Web page code records
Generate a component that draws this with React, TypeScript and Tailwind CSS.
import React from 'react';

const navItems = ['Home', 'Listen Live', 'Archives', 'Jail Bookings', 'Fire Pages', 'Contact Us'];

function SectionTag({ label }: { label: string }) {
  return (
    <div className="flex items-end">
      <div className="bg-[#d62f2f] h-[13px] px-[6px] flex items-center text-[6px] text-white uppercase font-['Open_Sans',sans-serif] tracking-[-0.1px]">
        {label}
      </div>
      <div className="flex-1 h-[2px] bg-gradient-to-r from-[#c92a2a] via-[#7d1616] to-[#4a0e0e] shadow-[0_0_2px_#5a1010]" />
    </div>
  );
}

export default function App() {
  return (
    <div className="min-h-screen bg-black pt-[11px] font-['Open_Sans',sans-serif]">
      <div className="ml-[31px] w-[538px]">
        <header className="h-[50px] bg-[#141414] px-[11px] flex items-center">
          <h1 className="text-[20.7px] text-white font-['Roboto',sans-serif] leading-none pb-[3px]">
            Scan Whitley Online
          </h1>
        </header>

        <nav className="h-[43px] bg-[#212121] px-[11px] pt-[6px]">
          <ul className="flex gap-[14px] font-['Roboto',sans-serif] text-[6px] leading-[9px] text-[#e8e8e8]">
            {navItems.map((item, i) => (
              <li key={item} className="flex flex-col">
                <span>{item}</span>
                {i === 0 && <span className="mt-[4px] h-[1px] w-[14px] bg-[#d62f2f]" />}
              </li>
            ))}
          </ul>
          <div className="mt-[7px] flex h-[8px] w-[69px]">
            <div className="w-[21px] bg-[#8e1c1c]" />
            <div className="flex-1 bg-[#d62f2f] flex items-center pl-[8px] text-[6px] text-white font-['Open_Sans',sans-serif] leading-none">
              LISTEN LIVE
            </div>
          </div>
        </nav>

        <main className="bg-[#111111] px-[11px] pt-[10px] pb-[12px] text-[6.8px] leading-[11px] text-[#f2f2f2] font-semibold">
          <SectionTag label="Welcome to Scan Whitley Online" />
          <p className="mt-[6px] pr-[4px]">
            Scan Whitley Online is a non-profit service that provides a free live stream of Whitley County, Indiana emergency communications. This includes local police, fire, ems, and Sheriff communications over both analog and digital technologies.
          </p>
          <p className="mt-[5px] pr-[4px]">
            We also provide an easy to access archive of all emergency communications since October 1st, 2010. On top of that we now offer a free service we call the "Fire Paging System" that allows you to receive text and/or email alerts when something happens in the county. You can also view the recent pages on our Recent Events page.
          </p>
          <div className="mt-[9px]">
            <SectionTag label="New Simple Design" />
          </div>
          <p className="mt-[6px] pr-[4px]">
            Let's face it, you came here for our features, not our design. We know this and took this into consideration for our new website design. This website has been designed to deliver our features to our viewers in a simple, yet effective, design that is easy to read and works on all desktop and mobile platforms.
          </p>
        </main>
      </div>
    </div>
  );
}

---

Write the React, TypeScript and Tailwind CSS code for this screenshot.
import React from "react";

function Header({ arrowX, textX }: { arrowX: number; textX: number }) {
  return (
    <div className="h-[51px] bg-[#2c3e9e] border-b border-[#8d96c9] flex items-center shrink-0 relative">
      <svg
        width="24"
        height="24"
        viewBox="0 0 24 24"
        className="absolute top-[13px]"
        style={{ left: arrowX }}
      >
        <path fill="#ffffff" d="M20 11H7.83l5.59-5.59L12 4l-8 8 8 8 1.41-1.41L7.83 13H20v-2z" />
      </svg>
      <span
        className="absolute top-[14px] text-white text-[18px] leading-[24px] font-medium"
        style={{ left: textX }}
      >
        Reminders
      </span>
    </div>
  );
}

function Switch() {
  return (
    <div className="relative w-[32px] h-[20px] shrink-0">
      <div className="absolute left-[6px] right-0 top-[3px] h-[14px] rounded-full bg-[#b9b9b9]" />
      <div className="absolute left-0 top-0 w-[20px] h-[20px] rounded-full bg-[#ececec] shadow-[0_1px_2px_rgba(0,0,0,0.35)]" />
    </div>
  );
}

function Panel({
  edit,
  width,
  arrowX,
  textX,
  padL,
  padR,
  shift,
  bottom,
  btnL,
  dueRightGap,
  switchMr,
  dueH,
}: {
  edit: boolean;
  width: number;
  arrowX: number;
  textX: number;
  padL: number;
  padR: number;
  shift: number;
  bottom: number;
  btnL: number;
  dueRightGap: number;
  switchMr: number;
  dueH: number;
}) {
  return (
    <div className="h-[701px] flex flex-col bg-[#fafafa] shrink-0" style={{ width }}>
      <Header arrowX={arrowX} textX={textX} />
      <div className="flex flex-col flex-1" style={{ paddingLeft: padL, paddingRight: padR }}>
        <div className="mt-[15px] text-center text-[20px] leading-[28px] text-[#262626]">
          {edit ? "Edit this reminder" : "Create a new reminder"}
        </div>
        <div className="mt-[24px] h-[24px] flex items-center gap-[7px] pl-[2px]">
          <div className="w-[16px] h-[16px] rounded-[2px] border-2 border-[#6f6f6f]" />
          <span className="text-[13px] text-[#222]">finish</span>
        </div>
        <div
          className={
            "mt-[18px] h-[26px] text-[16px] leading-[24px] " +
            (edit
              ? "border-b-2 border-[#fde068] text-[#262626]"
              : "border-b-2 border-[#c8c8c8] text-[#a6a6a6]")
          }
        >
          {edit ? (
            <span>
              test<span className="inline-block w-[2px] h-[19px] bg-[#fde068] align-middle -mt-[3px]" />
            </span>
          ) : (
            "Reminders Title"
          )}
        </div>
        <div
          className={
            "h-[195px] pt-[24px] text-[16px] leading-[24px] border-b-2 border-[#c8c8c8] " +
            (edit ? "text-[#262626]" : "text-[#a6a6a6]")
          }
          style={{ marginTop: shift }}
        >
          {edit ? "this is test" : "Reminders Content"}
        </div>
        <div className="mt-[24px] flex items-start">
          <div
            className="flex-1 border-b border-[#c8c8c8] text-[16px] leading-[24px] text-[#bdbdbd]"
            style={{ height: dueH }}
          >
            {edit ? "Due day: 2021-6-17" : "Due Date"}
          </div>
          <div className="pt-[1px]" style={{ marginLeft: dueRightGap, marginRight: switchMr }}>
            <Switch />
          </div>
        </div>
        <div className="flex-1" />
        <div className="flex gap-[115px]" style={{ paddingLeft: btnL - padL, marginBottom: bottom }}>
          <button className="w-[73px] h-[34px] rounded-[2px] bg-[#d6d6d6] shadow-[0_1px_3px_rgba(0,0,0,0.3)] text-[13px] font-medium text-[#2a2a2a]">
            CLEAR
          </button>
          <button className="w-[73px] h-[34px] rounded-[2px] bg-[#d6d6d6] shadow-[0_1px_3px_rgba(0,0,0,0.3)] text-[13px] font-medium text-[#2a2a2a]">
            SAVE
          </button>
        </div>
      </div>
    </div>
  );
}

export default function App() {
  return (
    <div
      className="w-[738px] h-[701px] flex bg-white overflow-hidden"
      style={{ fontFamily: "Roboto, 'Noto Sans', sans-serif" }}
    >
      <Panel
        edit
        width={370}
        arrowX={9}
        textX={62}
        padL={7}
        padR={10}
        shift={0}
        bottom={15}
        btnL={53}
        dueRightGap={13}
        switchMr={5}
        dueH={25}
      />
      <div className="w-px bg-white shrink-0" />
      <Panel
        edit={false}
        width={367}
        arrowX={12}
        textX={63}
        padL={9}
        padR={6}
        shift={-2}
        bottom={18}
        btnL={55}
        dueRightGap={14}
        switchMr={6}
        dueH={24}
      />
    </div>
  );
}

◆ WRITTEN REQUEST ◆
The lines to be given again exactly are those from the one containing "Generate a component" up to and including the one containing "const navItems = ['Home', 'Listen".

◆ FINAL RESULT ◆
Generate a component that draws this with React, TypeScript and Tailwind CSS.
import React from 'react';

const navItems = ['Home', 'Listen Live', 'Archives', 'Jail Bookings', 'Fire Pages', 'Contact Us'];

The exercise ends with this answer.